London Zoo, a Brief History

A brief history of the early years

The Zoological Society of London (ZSL) was established by Sir Stamford Raffles and Sir Humphry Davy in 1826, who obtained the land for the zoo and saw the plans before Raffles died of apoplexy (what would now be called a stroke) later that year on 5 July – his birthday. After his death the third Marquis of Lansdowne took over the project and supervised the building of the first animal houses.  The zoo opened in April 1828 to fellows of the Society, providing access to species such as Arabian oryx, greater kudus, orangutan and the now extinct quagga and thylacine. The Society was granted a Royal Charter in 1829 by King George IV, and in 1847 the zoo opened to the public to aid funding.
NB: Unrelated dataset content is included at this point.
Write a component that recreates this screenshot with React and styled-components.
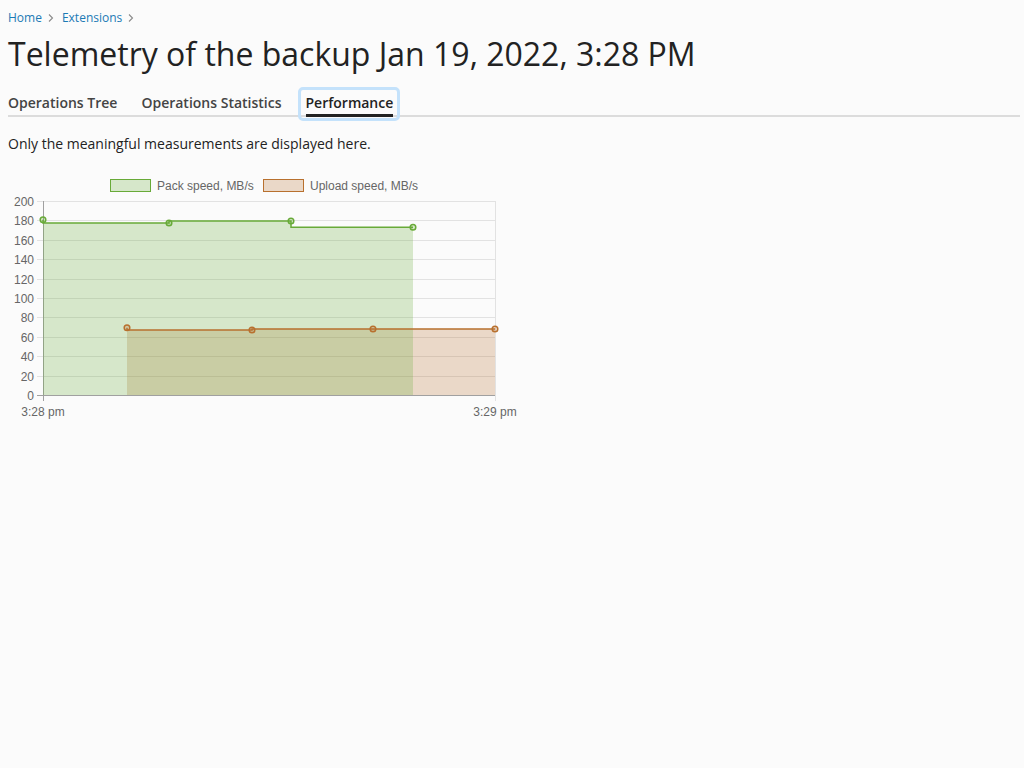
import React from "react";
import styled, { createGlobalStyle } from "styled-components";

const Global = createGlobalStyle`
  html, body { margin: 0; padding: 0; background: #fbfbfb; }
  body { font-family: "Open Sans", "Noto Sans", sans-serif; color: #222; }
`;

const Page = styled.div`
  padding: 0 4px 0 8px;
`;

const Crumbs = styled.nav`
  display: flex;
  align-items: center;
  gap: 5px;
  margin-top: 10px;
  font-size: 12px;
  line-height: 16px;
`;

const Crumb = styled.a`
  color: #1b7ab5;
  text-decoration: none;
`;

const ChevronIcon = styled.svg`
  display: block;
  margin: 0 2px 0 0;
`;

const Chevron = () => (
  <ChevronIcon width="8" height="10" viewBox="0 0 8 10">
    <path d="M2 1.5 L5.5 5 L2 8.5" fill="none" stroke="#8a8a8a" strokeWidth="1.1" />
  </ChevronIcon>
);

const Title = styled.h1`
  margin: 8px 0 0;
  font-size: 32px;
  line-height: 40px;
  font-weight: 400;
  color: #222;
`;

const TabBar = styled.div`
  display: flex;
  gap: 24px;
  margin-top: 19px;
  border-bottom: 2px solid #dcdcdc;
`;

const Tab = styled.div`
  position: relative;
  font-size: 14px;
  line-height: 20px;
  font-weight: 600;
  color: ${(p) => (p.$active ? "#222" : "#444")};
  padding-bottom: 2px;
  ${(p) =>
    p.$active &&
    `
    &::before {
      content: "";
      position: absolute;
      left: 0; right: 0; bottom: -2px;
      height: 3px;
      background: #222;
    }
    &::after {
      content: "";
      position: absolute;
      left: -8px; right: -7px; top: -6px; bottom: -6px;
      border: 3px solid #c4e2fb;
      border-radius: 5px;
    }
  `}
`;

const Note = styled.p`
  margin: 17px 0 0;
  font-size: 14px;
  line-height: 20px;
  color: #222;
`;

const ChartWrap = styled.div`
  margin-top: 11px;
  width: 512px;
  height: 260px;
`;

const AX = "Liberation Sans, Arial, sans-serif";

const Chart = () => {
  const top = 201;
  const bottom = 395;
  const left = 43;
  const right = 495;
  const step = (bottom - top) / 10;
  const ticks = Array.from({ length: 11 }, (_, i) => i);
  const green = "rgb(104,170,56)";
  const greenFill = "rgba(104,170,56,0.25)";
  const brown = "rgb(184,112,46)";
  const brownFill = "rgba(184,112,46,0.25)";
  const packPts = [[43, 219.8], [169, 223], [291, 221], [413, 227.3]];
  const upPts = [[127, 327.7], [252, 330], [373, 329], [495, 329]];
  const stepLine = (pts) => {
    let d = `M${pts[0][0]},${pts[0][1]}`;
    for (let i = 1; i < pts.length; i++) {
      d += ` V${pts[i][1]} H${pts[i][0]}`;
    }
    return d;
  };
  const packLine = stepLine(packPts);
  const upLine = stepLine(upPts);
  return (
    <svg width="512" height="260" viewBox="0 0 512 260">
      <g transform="translate(-8,-165)">
        {/* legend */}
        <rect x="110.5" y="179.5" width="40" height="12" fill={greenFill} stroke={green} strokeWidth="1" />
        <text x="157" y="189.5" fontFamily={AX} fontSize="12" fill="#666">Pack speed, MB/s</text>
        <rect x="263.5" y="179.5" width="40" height="12" fill={brownFill} stroke={brown} strokeWidth="1" />
        <text x="310" y="189.5" fontFamily={AX} fontSize="12" fill="#666">Upload speed, MB/s</text>

        {/* grid */}
        {ticks.map((i) => {
          const y = Math.round(top + i * step) + 0.5;
          return (
            <g key={i}>
              <line x1="37" x2={right} y1={y} y2={y} stroke={i === 10 ? "#a0a0a0" : "#e2e2e2"} strokeWidth="1" />
              <text x="34" y={y + 4} textAnchor="end" fontFamily={AX} fontSize="12" fill="#666">
                {200 - i * 20}
              </text>
            </g>
          );
        })}
        <line x1={right + 0.5} x2={right + 0.5} y1={top} y2={bottom + 6} stroke="#e2e2e2" />
        <line x1={left + 0.5} x2={left + 0.5} y1={top} y2={bottom + 6} stroke="#a0a0a0" />

        {/* fills */}
        <path d={`${upLine} V${bottom} H${upPts[0][0]} Z`} fill={brownFill} />
        <path d={`${packLine} V${bottom} H${packPts[0][0]} Z`} fill={greenFill} />
        <path d={upLine} fill="none" stroke={brown} strokeWidth="1.5" />
        <path d={packLine} fill="none" stroke={green} strokeWidth="1.5" />
        {upPts.map(([x, y], i) => (
          <circle key={"u" + i} cx={x} cy={y} r="2.8" fill={brownFill} stroke={brown} strokeWidth="1.5" />
        ))}
        {packPts.map(([x, y], i) => (
          <circle key={"p" + i} cx={x} cy={y} r="2.8" fill={greenFill} stroke={green} strokeWidth="1.5" />
        ))}

        {/* x labels */}
        <text x={left} y="416" textAnchor="middle" fontFamily={AX} fontSize="12" fill="#666">3:28 pm</text>
        <text x={right} y="416" textAnchor="middle" fontFamily={AX} fontSize="12" fill="#666">3:29 pm</text>
      </g>
    </svg>
  );
};

export default function App() {
  return (
    <>
      <Global />
      <Page>
        <Crumbs>
          <Crumb href="#">Home</Crumb>
          <Chevron />
          <Crumb href="#">Extensions</Crumb>
          <Chevron />
        </Crumbs>
        <Title>Telemetry of the backup Jan 19, 2022, 3:28 PM</Title>
        <TabBar>
          <Tab>Operations Tree</Tab>
          <Tab>Operations Statistics</Tab>
          <Tab $active>Performance</Tab>
        </TabBar>
        <Note>Only the meaningful measurements are displayed here.</Note>
        <ChartWrap>
          <Chart />
        </ChartWrap>
      </Page>
    </>
  );
}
It was thought that tropical animals could not survive in London’s outdoor cold weather resulting in all being kept indoors until 1902, when Dr Peter Chalmers Mitchell was appointed secretary of the Society.He started a major reorganisation of the buildings and enclosures, bringing many of the animals out into the open, where some thrived. This was an idea inspired by Hamburg Zoo, and led to newer designs to many of the buildings. Mitchell also envisaged a new 600-acre park to the north of London, and in 1926 Hall Farm, near to Whipsnade village, was purchased. In 1931 Whipsnade Wild Animal Park opened, becoming the world’s first open zoological park.The first woman to be a curator at the London Zoo was Evelyn Cheesman.
In 1962, ‘Caroline’, an Arabian oryx, was lent to Phoenix Zoo, Arizona in the world’s first international co-operative breeding programme. Today the zoo participates in breeding programmes for over 130 different species.
At the start of the 1990s, the zoo had ammassed almost 7,000 animals; the nearest any other collection came to in Britain was Chester Zoo, with around 3,500 animals. Many of the species in London Zoo could not be seen anywhere else in the country, such as the wombat, Tasmanian devil or long-nosed potoroo.

Although this vast collection was part of the zoo’s appeal, it may also have been one of the main causes of its financial problems. This contributed to the zoo being faced with closing down in the 1980s. Due to the public change of attitude to animals kept in captivity and unsuitably cramped spaces, the zoo also suffered lower visitor numbers. However, when it was announced that London Zoo would close in 1991, a mass of public support in visitors and donations allowed the zoo to continue its work, attempt to balance its books, and take on the huge task of restoring its buildings and creating environments more suitable for animal behaviour in the late 20th century.

One benefit of the ‘swell of public support’ was the start of volunteer staff. Employed by both Education and Animal care, these volunteers give one day a week to assist the running of London Zoo and can be recognised by their red sweaters.